Посещение сада всегда воспринималось как некая награда, ниспосланная человеку за его повседневные труды. Неслучайно сложилась повсеместная традиция воскресного отдыха в садах и парках. Возвращение в рай, пусть даже и символический, со временем превратилось в священный ритуал, строго соблюдаемый раз в неделю. Сады и парки к этому располагали. Они давали возможность каждому то, чего он желал. Одним — наслаждение долгими интеллектуальными беседами с друзьями, другим — радость одиноких философских раздумий и поэтических поисков, третьим — погружение в теплую глубину давних воспоминаний, четвертым — небесную музыку любовных признаний. Выбор парка для очередного посещения зависел не только от характера человека, от его художественных или эстетических предпочтений, но и от настроения и конечно от времени года.
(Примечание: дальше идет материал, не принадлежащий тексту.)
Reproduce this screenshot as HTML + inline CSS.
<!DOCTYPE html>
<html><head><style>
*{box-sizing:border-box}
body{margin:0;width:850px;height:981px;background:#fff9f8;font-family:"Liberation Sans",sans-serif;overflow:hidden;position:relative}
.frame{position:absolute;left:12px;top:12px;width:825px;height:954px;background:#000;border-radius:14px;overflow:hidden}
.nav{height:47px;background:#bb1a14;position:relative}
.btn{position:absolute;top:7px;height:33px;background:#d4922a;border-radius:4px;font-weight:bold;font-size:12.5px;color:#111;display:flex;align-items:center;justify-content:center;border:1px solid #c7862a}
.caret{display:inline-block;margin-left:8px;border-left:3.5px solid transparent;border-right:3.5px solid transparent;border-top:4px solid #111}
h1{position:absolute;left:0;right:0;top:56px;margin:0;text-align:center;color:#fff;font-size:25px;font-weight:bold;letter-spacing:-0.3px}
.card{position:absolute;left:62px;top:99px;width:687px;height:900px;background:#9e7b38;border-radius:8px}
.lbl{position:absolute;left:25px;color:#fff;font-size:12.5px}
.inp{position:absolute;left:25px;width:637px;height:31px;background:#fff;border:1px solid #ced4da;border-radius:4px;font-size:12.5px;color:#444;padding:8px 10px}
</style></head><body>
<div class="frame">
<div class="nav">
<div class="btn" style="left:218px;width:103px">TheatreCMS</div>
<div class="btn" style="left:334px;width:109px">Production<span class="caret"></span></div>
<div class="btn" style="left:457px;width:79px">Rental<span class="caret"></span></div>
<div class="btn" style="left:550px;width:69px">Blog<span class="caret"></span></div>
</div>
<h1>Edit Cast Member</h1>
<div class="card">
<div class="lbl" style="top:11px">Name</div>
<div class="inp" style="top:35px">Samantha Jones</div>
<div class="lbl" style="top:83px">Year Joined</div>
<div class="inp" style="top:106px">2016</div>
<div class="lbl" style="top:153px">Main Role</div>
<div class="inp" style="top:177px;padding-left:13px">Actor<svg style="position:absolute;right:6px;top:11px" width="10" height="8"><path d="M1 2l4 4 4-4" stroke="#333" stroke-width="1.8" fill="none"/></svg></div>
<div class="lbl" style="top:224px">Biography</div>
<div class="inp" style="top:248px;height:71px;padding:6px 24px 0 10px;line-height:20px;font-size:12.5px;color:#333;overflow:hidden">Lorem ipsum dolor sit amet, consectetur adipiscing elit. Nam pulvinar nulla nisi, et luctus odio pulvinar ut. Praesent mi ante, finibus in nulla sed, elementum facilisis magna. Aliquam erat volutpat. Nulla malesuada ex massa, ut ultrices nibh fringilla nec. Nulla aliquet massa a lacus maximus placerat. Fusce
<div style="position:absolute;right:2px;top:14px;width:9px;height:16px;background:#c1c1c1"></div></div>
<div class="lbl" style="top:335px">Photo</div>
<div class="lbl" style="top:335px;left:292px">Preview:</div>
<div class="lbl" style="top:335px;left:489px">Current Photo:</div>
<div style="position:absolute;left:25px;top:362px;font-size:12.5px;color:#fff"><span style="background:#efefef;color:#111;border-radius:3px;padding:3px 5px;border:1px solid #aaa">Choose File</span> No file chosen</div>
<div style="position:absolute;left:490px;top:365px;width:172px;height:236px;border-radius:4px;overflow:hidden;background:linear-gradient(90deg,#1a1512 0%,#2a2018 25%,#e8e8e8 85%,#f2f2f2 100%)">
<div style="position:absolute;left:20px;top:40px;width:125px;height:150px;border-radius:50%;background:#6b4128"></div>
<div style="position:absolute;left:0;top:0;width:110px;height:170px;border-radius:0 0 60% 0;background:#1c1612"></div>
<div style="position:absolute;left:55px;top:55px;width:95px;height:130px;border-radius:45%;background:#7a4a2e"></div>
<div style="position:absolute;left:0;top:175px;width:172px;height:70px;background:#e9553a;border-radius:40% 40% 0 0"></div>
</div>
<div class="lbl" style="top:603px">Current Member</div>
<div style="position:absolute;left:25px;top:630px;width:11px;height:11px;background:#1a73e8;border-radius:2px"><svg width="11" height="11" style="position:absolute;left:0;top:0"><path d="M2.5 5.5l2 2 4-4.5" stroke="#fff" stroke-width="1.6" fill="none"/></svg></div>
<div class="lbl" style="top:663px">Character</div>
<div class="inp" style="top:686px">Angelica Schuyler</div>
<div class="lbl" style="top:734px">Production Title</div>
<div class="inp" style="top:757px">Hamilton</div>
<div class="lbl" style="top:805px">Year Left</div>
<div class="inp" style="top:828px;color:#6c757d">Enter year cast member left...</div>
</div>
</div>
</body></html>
Объяснить сезонную привязанность петербуржцев к тому или иному пригородному парку непросто. Ограничимся констатацией этого факта и сошлемся на характерные поговорки из арсенала петербургского городского фольклора. В знойную летнюю жару петербуржцы любят ненадолго покинуть раскаленный город и «Подышать сырым воздухом Финского залива» среди солнечной прохлады сверкающих фонтанных струй Нижнего парка старинного Петергофа, а осенью «Пошуршать листвой» в задумчивой пряной тишине живописных парков Павловска или Царского Села.
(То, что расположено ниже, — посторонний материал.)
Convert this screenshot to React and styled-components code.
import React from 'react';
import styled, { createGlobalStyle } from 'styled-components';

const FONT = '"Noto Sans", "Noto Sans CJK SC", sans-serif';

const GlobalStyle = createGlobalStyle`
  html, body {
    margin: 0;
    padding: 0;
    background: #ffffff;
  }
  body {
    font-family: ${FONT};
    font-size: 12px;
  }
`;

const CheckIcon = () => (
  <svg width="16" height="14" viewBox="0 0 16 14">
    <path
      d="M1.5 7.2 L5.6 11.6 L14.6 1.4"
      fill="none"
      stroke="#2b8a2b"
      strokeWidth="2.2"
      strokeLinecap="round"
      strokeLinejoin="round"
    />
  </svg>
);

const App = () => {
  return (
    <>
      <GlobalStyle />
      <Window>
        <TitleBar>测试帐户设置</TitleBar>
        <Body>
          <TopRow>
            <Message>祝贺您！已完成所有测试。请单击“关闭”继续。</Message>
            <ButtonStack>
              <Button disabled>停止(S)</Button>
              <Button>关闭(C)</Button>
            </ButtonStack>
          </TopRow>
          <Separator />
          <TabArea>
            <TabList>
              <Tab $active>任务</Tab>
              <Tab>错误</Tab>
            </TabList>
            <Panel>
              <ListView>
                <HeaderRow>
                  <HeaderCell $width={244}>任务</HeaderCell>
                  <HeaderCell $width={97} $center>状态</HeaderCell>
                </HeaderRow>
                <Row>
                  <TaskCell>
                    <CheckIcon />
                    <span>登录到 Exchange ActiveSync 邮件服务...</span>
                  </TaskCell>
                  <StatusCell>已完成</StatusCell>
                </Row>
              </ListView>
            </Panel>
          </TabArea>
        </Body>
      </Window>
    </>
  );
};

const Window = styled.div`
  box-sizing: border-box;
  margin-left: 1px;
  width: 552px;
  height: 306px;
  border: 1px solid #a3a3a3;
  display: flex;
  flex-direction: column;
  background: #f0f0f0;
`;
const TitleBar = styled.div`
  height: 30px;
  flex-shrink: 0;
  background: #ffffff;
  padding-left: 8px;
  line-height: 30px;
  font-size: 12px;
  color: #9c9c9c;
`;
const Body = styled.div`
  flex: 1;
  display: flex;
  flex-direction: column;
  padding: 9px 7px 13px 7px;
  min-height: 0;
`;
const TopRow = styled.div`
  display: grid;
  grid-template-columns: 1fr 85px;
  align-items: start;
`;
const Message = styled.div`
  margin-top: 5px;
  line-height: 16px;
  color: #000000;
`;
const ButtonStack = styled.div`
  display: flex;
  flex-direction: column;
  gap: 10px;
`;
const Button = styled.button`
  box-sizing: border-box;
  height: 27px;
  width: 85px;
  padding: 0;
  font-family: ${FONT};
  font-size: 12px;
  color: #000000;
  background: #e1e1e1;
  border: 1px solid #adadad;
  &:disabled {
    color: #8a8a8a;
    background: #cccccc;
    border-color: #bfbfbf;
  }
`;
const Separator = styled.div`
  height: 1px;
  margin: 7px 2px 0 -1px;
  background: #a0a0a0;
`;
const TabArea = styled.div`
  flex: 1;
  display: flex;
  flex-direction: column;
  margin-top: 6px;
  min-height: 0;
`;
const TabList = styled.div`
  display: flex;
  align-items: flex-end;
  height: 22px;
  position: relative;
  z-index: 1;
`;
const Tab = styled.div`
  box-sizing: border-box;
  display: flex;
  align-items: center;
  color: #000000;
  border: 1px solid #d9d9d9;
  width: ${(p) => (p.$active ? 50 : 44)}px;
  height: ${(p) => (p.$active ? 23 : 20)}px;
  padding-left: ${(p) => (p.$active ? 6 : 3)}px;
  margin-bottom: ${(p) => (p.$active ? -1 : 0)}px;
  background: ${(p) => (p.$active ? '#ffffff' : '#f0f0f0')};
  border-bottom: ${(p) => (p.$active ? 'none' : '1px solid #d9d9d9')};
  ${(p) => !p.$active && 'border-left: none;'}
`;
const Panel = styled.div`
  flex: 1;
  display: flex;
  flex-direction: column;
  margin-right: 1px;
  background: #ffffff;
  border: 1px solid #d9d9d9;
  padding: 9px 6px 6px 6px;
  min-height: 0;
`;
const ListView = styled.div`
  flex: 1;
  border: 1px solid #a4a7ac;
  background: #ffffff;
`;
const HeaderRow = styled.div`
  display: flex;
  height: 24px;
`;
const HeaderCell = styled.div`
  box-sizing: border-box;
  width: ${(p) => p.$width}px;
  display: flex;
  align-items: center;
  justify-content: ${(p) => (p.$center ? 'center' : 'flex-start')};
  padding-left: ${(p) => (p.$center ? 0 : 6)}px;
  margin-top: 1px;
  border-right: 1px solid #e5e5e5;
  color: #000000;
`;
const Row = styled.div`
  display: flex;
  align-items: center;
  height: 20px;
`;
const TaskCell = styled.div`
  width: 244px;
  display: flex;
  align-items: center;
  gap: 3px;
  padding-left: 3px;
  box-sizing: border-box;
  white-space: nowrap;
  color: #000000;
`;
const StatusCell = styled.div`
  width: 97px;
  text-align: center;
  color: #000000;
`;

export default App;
«Пошуршать листвой» — это значит, ненадолго уйти в себя, задуматься, подумать о прошлом, о будущем, о себе, о людях. Петербургский фразеологизм «Лицейский дух», идущий от античных Лицейских садов, пропитанных многовековой памятью о философических беседах древнегреческого мудреца Аристотеля со своими учениками, теснейшим образом связан с другим чисто петербургским понятием «Сады Лицея». В буквальном смысле имеется в виду совокупность всех садов и парков Царского Села — Екатерининского и Александровского, Лицейского садика, Старого, или Голландского сада, Собственного садика. Однако в петербургском мыслящем обществе «Сады Лицея» всегда отождествлялись с миром свободы и вольности, с независимостью суждений, вольнодумством, миром мужской дружбы и верности идеалам молодости. А еще, как верно заметил Дмитрий Сергеевич Лихачев, «Лицейские сады» — это «мир уединенного чтения и уединенных размышлений». Благодаря этому даже такое конкретное понятие как «Лицеист» в Петербурге приобрело более глубокий, расширительный смысл. В 1912 году в журнале «Сатирикон» появился весьма характерный анекдот, облеченный в форму диалога: «Да, Пушкин был великий поэт». — «Более того, он был лицеистом».
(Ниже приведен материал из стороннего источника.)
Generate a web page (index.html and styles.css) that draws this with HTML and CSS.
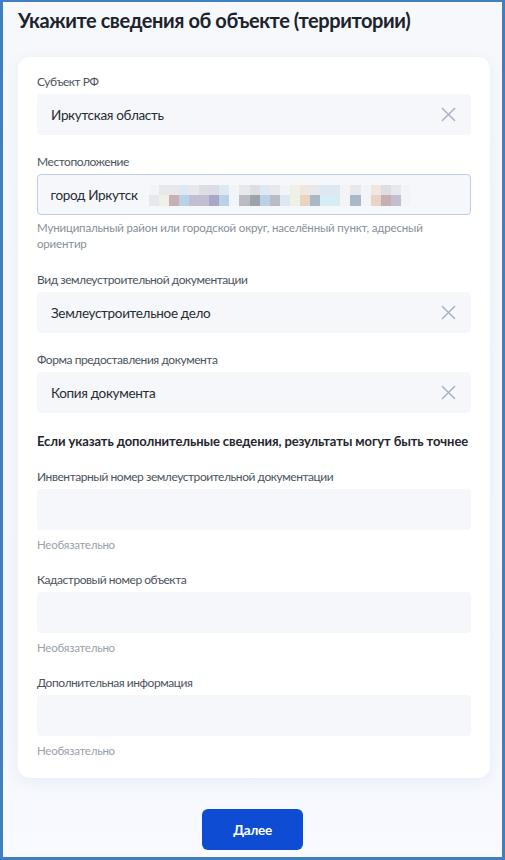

Расширительное значение приобретали не только конкретные, но и общие понятия. Например, в рабочей среде Петербурга под садами понималось всякое зеленое пространство пригодное для отдыха, будь оно за пределами города, или в его границах. В голодные послевоенные годы, когда далеко не все ленинградцы могли позволить себе отправиться во время летнего отпуска в Крым или на Кавказ, в городском фольклоре родился шутливый ответ на обязательный послеотпускной вопрос сослуживцев: «Где отдыхал?» Ответ был категоричен и точен. Исторически точен: «На южном берегу Обводного канала». Таким образом петербургский городской фольклор сохранил память о давней пролетарской традиции. Напомним, что во второй половине XIX века, когда оба берега Обводного канала обросли многочисленными промышленными предприятиями, фабричные и заводские рабочие в воскресные дни любили устраивать семейный отдых на его южном, пологом, засеянном травой берегу. Затем берега Обводного канала одели в камень, и семейный воскресный обычай переместился в пригородные парки, где и сегодня можно встретить многочисленные семейные группы вокруг расстеленной на траве скатерти, обильно заставленной разнообразной снедью, традиционными русскими напитками и другими атрибутами воскресного отдыха.